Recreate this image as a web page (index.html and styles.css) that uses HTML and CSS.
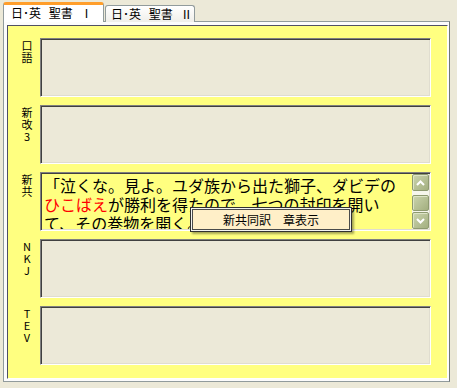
FILE: index.html
```html
<!DOCTYPE html>
<html lang="ja">
<head>
<meta charset="utf-8">
<title>日･英 聖書</title>
<link rel="stylesheet" href="styles.css">
</head>
<body>
<div class="tabs">
  <div class="tab active">日･英 聖書 Ⅰ</div>
  <div class="tab">日･英 聖書 Ⅱ</div>
</div>
<div class="page">
  <div class="panel">
    <div class="label"><span>口</span><span>語</span></div>
    <div class="box"></div>

    <div class="label"><span>新</span><span>改</span><span>3</span></div>
    <div class="box"></div>

    <div class="label"><span>新</span><span>共</span></div>
    <div class="box verse">
      <div class="text">「泣くな。見よ。ユダ族から出た獅子、ダビデの<br><span class="red">ひこばえ</span>が勝利を得たので、七つの封印を開い<br>て、その巻物を開く。」</div>
      <div class="sb">
        <div class="sbtn"><svg width="9" height="6" viewBox="0 0 9 6"><path d="M1 5 L4.5 1.5 L8 5" fill="none" stroke="#fff" stroke-width="2"/></svg></div>
        <div class="track"><div class="thumb"></div></div>
        <div class="sbtn"><svg width="9" height="6" viewBox="0 0 9 6"><path d="M1 1 L4.5 4.5 L8 1" fill="none" stroke="#fff" stroke-width="2"/></svg></div>
      </div>
      <div class="popup">新共同訳　章表示</div>
    </div>

    <div class="label"><span>N</span><span>K</span><span>J</span></div>
    <div class="box"></div>

    <div class="label"><span>T</span><span>E</span><span>V</span></div>
    <div class="box"></div>
  </div>
</div>
</body>
</html>
```
FILE: styles.css
```css
* { box-sizing: border-box; }
body {
  margin: 0;
  width: 457px;
  height: 388px;
  overflow: hidden;
  background: #ECE9D8;
  font-family: "Noto Sans CJK JP", sans-serif;
  font-size: 12px;
  color: #000;
}
.tabs {
  display: flex;
  align-items: flex-end;
  height: 22px;
  padding-left: 3px;
}
.tab {
  height: 17px;
  width: 90px;
  margin-left: 1px;
  border: 1px solid #919B9C;
  border-bottom: none;
  border-radius: 3px 3px 0 0;
  background: linear-gradient(#FFFFFF, #F0EFEA);
  padding-left: 5px;
  line-height: 16px;
  word-spacing: 5px;
  white-space: nowrap;
}
.tab.active {
  position: relative;
  z-index: 1;
  width: 101px;
  height: 20px;
  margin-left: 0;
  background: #FFFFFF;
  border-top: 3px solid #FF9E2B;
  padding-left: 7px;
  line-height: 15px;
}
.page {
  margin: -1px 0 0 3px;
  width: 447px;
  height: 361px;
  border: 1px solid #919B9C;
  border-right-color: #6E7676;
  padding: 3px 1px 2px 3px;
  background: #FCFCFC;
}
.panel {
  width: 441px;
  height: 354px;
  border: 1px solid;
  border-color: #505064 #FFFFFF #FFFFFF #505064;
  background: #FFFF80;
  padding: 12px 16px 13px 0;
  display: grid;
  grid-template-columns: 32px 391px;
  grid-auto-rows: 59px;
  row-gap: 8px;
}
.label {
  padding: 1px 0 0 6px;
  display: flex;
  flex-direction: column;
  align-items: center;
  font-size: 11px;
}
.label span {
  display: block;
  height: 12px;
  line-height: 12px;
}
.box {
  border: 1px solid;
  border-color: #808080 #FFFFFF #FFFFFF #808080;
  box-shadow: inset 1px 1px #404040, inset -1px -1px #E0DDD0;
  background: #ECE9D8;
}
.verse {
  position: relative;
  display: flex;
  background: #FFFF80;
  padding: 1px;
}
.text {
  flex: 1;
  padding: 2px 0 0 2px;
  font-size: 16px;
  line-height: 19px;
  white-space: nowrap;
  overflow: hidden;
}
.red { color: #FF0000; }
.sb {
  width: 17px;
  display: flex;
  flex-direction: column;
  background: #F6F6EC;
}
.sbtn, .thumb {
  height: 17px;
  border: 1px solid #8E9A70;
  border-radius: 2px;
  background: linear-gradient(135deg, #CBD4AE, #A3AF7F);
  box-shadow: inset 1px 1px #DDE4C6;
  display: flex;
  align-items: center;
  justify-content: center;
}
.track {
  flex: 1;
  display: flex;
  flex-direction: column;
  justify-content: flex-end;
  padding: 0 0 1px;
}
.thumb { height: 16px; }
.popup {
  position: absolute;
  left: 149px;
  top: 34px;
  width: 162px;
  height: 25px;
  border: 1px solid #303030;
  box-shadow: inset 0 0 0 1px #F4F4F0, inset 0 0 0 2px #4A4A4A, 2px 2px 2px rgba(0,0,0,0.35);
  background: #FFEFC8;
  font-size: 12px;
  line-height: 23px;
  text-align: center;
}
```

•••

■ **PROBLEM TO SOLVE**: Write out the whole listing again, exactly, with no pictures.

■ **SOLUTION FOR THIS TASK**:
Recreate this image as a web page (index.html and styles.css) that uses HTML and CSS.
FILE: index.html
```html
<!DOCTYPE html>
<html lang="ja">
<head>
<meta charset="utf-8">
<title>日･英 聖書</title>
<link rel="stylesheet" href="styles.css">
</head>
<body>
<div class="tabs">
  <div class="tab active">日･英 聖書 Ⅰ</div>
  <div class="tab">日･英 聖書 Ⅱ</div>
</div>
<div class="page">
  <div class="panel">
    <div class="label"><span>口</span><span>語</span></div>
    <div class="box"></div>

    <div class="label"><span>新</span><span>改</span><span>3</span></div>
    <div class="box"></div>

    <div class="label"><span>新</span><span>共</span></div>
    <div class="box verse">
      <div class="text">「泣くな。見よ。ユダ族から出た獅子、ダビデの<br><span class="red">ひこばえ</span>が勝利を得たので、七つの封印を開い<br>て、その巻物を開く。」</div>
      <div class="sb">
        <div class="sbtn"><svg width="9" height="6" viewBox="0 0 9 6"><path d="M1 5 L4.5 1.5 L8 5" fill="none" stroke="#fff" stroke-width="2"/></svg></div>
        <div class="track"><div class="thumb"></div></div>
        <div class="sbtn"><svg width="9" height="6" viewBox="0 0 9 6"><path d="M1 1 L4.5 4.5 L8 1" fill="none" stroke="#fff" stroke-width="2"/></svg></div>
      </div>
      <div class="popup">新共同訳　章表示</div>
    </div>

    <div class="label"><span>N</span><span>K</span><span>J</span></div>
    <div class="box"></div>

    <div class="label"><span>T</span><span>E</span><span>V</span></div>
    <div class="box"></div>
  </div>
</div>
</body>
</html>
```
FILE: styles.css
```css
* { box-sizing: border-box; }
body {
  margin: 0;
  width: 457px;
  height: 388px;
  overflow: hidden;
  background: #ECE9D8;
  font-family: "Noto Sans CJK JP", sans-serif;
  font-size: 12px;
  color: #000;
}
.tabs {
  display: flex;
  align-items: flex-end;
  height: 22px;
  padding-left: 3px;
}
.tab {
  height: 17px;
  width: 90px;
  margin-left: 1px;
  border: 1px solid #919B9C;
  border-bottom: none;
  border-radius: 3px 3px 0 0;
  background: linear-gradient(#FFFFFF, #F0EFEA);
  padding-left: 5px;
  line-height: 16px;
  word-spacing: 5px;
  white-space: nowrap;
}
.tab.active {
  position: relative;
  z-index: 1;
  width: 101px;
  height: 20px;
  margin-left: 0;
  background: #FFFFFF;
  border-top: 3px solid #FF9E2B;
  padding-left: 7px;
  line-height: 15px;
}
.page {
  margin: -1px 0 0 3px;
  width: 447px;
  height: 361px;
  border: 1px solid #919B9C;
  border-right-color: #6E7676;
  padding: 3px 1px 2px 3px;
  background: #FCFCFC;
}
.panel {
  width: 441px;
  height: 354px;
  border: 1px solid;
  border-color: #505064 #FFFFFF #FFFFFF #505064;
  background: #FFFF80;
  padding: 12px 16px 13px 0;
  display: grid;
  grid-template-columns: 32px 391px;
  grid-auto-rows: 59px;
  row-gap: 8px;
}
.label {
  padding: 1px 0 0 6px;
  display: flex;
  flex-direction: column;
  align-items: center;
  font-size: 11px;
}
.label span {
  display: block;
  height: 12px;
  line-height: 12px;
}
.box {
  border: 1px solid;
  border-color: #808080 #FFFFFF #FFFFFF #808080;
  box-shadow: inset 1px 1px #404040, inset -1px -1px #E0DDD0;
  background: #ECE9D8;
}
.verse {
  position: relative;
  display: flex;
  background: #FFFF80;
  padding: 1px;
}
.text {
  flex: 1;
  padding: 2px 0 0 2px;
  font-size: 16px;
  line-height: 19px;
  white-space: nowrap;
  overflow: hidden;
}
.red { color: #FF0000; }
.sb {
  width: 17px;
  display: flex;
  flex-direction: column;
  background: #F6F6EC;
}
.sbtn, .thumb {
  height: 17px;
  border: 1px solid #8E9A70;
  border-radius: 2px;
  background: linear-gradient(135deg, #CBD4AE, #A3AF7F);
  box-shadow: inset 1px 1px #DDE4C6;
  display: flex;
  align-items: center;
  justify-content: center;
}
.track {
  flex: 1;
  display: flex;
  flex-direction: column;
  justify-content: flex-end;
  padding: 0 0 1px;
}
.thumb { height: 16px; }
.popup {
  position: absolute;
  left: 149px;
  top: 34px;
  width: 162px;
  height: 25px;
  border: 1px solid #303030;
  box-shadow: inset 0 0 0 1px #F4F4F0, inset 0 0 0 2px #4A4A4A, 2px 2px 2px rgba(0,0,0,0.35);
  background: #FFEFC8;
  font-size: 12px;
  line-height: 23px;
  text-align: center;
}
```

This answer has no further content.